Collected data —

▶

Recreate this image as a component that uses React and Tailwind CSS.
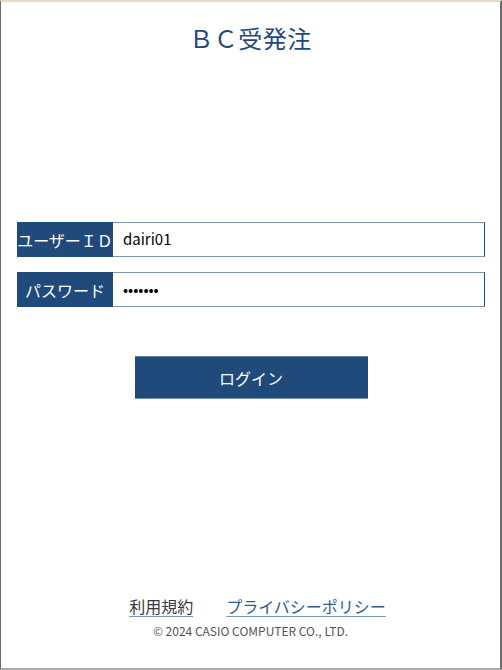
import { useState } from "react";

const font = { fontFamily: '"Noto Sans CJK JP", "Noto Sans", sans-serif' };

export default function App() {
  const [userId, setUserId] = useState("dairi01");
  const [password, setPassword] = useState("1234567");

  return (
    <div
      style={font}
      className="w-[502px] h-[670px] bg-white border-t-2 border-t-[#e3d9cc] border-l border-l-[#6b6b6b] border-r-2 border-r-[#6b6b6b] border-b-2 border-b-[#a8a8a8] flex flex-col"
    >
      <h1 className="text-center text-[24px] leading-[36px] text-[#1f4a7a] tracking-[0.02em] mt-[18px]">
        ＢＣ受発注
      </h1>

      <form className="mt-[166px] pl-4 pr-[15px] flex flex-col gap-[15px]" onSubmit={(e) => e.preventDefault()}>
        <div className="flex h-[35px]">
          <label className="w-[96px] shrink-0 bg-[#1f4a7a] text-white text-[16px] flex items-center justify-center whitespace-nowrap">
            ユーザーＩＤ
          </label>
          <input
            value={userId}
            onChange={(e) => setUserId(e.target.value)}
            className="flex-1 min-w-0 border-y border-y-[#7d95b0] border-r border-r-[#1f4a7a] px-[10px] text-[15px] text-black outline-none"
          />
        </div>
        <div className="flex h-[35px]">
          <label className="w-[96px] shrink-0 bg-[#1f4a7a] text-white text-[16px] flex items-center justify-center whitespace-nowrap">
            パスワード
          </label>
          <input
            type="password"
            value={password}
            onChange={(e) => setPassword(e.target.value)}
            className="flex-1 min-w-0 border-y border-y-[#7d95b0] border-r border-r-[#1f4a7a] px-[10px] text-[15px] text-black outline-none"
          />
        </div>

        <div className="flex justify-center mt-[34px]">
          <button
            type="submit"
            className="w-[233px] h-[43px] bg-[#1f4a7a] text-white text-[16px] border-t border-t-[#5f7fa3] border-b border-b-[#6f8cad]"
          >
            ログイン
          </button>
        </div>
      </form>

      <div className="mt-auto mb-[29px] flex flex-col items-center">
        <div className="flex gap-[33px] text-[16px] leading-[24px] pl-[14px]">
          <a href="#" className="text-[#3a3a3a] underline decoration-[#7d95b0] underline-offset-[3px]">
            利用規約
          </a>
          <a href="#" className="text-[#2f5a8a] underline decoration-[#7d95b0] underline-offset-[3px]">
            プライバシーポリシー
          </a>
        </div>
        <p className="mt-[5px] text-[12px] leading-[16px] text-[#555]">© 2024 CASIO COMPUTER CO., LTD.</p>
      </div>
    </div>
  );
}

◀

Your task — Exactly reproduce the run of lines from the start of the listing through the line with "const [password, setPassword]", inclusive; pictures are not copied.

Finished exercise —
Recreate this image as a component that uses React and Tailwind CSS.
import { useState } from "react";

const font = { fontFamily: '"Noto Sans CJK JP", "Noto Sans", sans-serif' };

export default function App() {
  const [userId, setUserId] = useState("dairi01");
  const [password, setPassword] = useState("1234567");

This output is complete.